▶ Written problem
Each record that follows should be repeated exactly, minus any images.

▶ Recorded data
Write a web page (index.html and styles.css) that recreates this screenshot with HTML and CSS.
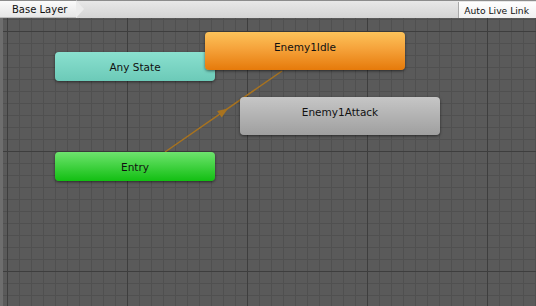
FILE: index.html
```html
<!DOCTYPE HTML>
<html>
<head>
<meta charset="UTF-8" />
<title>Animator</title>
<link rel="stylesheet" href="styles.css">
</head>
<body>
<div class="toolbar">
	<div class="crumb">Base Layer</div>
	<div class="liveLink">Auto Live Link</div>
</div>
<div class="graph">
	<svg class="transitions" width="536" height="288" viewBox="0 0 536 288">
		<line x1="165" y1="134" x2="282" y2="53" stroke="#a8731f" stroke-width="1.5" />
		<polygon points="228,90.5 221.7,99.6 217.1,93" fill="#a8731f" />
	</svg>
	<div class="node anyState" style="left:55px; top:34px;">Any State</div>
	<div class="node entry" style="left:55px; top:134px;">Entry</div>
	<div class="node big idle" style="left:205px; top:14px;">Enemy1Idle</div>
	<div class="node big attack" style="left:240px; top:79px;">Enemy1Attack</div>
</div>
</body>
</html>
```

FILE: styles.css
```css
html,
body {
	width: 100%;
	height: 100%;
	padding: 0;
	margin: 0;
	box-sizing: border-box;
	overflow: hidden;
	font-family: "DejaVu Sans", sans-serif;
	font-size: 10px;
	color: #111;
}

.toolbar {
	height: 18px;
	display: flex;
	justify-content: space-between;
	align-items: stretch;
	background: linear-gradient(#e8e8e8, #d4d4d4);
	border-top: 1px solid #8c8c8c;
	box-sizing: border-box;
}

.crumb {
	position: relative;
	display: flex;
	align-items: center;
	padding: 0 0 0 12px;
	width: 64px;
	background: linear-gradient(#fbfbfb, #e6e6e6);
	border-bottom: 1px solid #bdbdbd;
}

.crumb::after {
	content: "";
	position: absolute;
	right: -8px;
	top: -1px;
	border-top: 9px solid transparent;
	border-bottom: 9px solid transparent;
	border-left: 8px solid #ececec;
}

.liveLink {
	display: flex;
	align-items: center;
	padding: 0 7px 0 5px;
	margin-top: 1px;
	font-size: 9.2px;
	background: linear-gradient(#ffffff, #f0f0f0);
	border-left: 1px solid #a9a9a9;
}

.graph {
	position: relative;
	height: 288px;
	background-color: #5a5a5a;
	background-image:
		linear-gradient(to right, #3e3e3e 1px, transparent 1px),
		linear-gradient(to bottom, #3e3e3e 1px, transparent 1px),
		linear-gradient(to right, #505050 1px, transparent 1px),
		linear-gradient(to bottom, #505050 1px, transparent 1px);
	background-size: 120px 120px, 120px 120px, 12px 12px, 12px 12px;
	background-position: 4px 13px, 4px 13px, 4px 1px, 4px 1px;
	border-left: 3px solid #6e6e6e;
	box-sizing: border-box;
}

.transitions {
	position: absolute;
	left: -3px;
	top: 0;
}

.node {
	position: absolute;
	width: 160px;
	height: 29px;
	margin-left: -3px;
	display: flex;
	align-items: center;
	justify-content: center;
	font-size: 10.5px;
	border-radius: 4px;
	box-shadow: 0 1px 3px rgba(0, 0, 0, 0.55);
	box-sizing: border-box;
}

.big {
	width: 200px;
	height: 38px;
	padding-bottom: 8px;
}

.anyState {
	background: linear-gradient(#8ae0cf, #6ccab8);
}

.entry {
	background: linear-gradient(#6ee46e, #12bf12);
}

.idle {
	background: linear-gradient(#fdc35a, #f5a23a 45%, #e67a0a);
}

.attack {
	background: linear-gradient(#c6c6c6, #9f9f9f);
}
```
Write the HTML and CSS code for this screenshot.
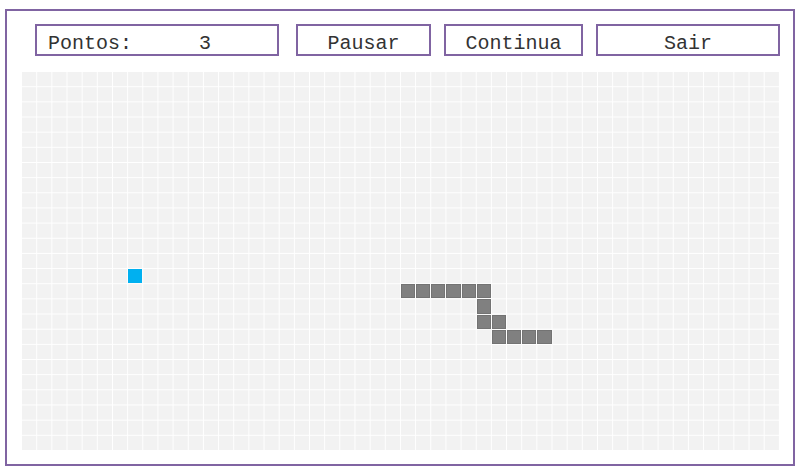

▶ Solved exercise
Write a web page (index.html and styles.css) that recreates this screenshot with HTML and CSS.
FILE: index.html
```html
<!DOCTYPE HTML>
<html>
<head>
<meta charset="UTF-8" />
<title>Animator</title>
<link rel="stylesheet" href="styles.css">
</head>
<body>
<div class="toolbar">
	<div class="crumb">Base Layer</div>
	<div class="liveLink">Auto Live Link</div>
</div>
<div class="graph">
	<svg class="transitions" width="536" height="288" viewBox="0 0 536 288">
		<line x1="165" y1="134" x2="282" y2="53" stroke="#a8731f" stroke-width="1.5" />
		<polygon points="228,90.5 221.7,99.6 217.1,93" fill="#a8731f" />
	</svg>
	<div class="node anyState" style="left:55px; top:34px;">Any State</div>
	<div class="node entry" style="left:55px; top:134px;">Entry</div>
	<div class="node big idle" style="left:205px; top:14px;">Enemy1Idle</div>
	<div class="node big attack" style="left:240px; top:79px;">Enemy1Attack</div>
</div>
</body>
</html>
```

FILE: styles.css
```css
html,
body {
	width: 100%;
	height: 100%;
	padding: 0;
	margin: 0;
	box-sizing: border-box;
	overflow: hidden;
	font-family: "DejaVu Sans", sans-serif;
	font-size: 10px;
	color: #111;
}

.toolbar {
	height: 18px;
	display: flex;
	justify-content: space-between;
	align-items: stretch;
	background: linear-gradient(#e8e8e8, #d4d4d4);
	border-top: 1px solid #8c8c8c;
	box-sizing: border-box;
}

.crumb {
	position: relative;
	display: flex;
	align-items: center;
	padding: 0 0 0 12px;
	width: 64px;
	background: linear-gradient(#fbfbfb, #e6e6e6);
	border-bottom: 1px solid #bdbdbd;
}

.crumb::after {
	content: "";
	position: absolute;
	right: -8px;
	top: -1px;
	border-top: 9px solid transparent;
	border-bottom: 9px solid transparent;
	border-left: 8px solid #ececec;
}

.liveLink {
	display: flex;
	align-items: center;
	padding: 0 7px 0 5px;
	margin-top: 1px;
	font-size: 9.2px;
	background: linear-gradient(#ffffff, #f0f0f0);
	border-left: 1px solid #a9a9a9;
}

.graph {
	position: relative;
	height: 288px;
	background-color: #5a5a5a;
	background-image:
		linear-gradient(to right, #3e3e3e 1px, transparent 1px),
		linear-gradient(to bottom, #3e3e3e 1px, transparent 1px),
		linear-gradient(to right, #505050 1px, transparent 1px),
		linear-gradient(to bottom, #505050 1px, transparent 1px);
	background-size: 120px 120px, 120px 120px, 12px 12px, 12px 12px;
	background-position: 4px 13px, 4px 13px, 4px 1px, 4px 1px;
	border-left: 3px solid #6e6e6e;
	box-sizing: border-box;
}

.transitions {
	position: absolute;
	left: -3px;
	top: 0;
}

.node {
	position: absolute;
	width: 160px;
	height: 29px;
	margin-left: -3px;
	display: flex;
	align-items: center;
	justify-content: center;
	font-size: 10.5px;
	border-radius: 4px;
	box-shadow: 0 1px 3px rgba(0, 0, 0, 0.55);
	box-sizing: border-box;
}

.big {
	width: 200px;
	height: 38px;
	padding-bottom: 8px;
}

.anyState {
	background: linear-gradient(#8ae0cf, #6ccab8);
}

.entry {
	background: linear-gradient(#6ee46e, #12bf12);
}

.idle {
	background: linear-gradient(#fdc35a, #f5a23a 45%, #e67a0a);
}

.attack {
	background: linear-gradient(#c6c6c6, #9f9f9f);
}
```
Write the HTML and CSS code for this screenshot.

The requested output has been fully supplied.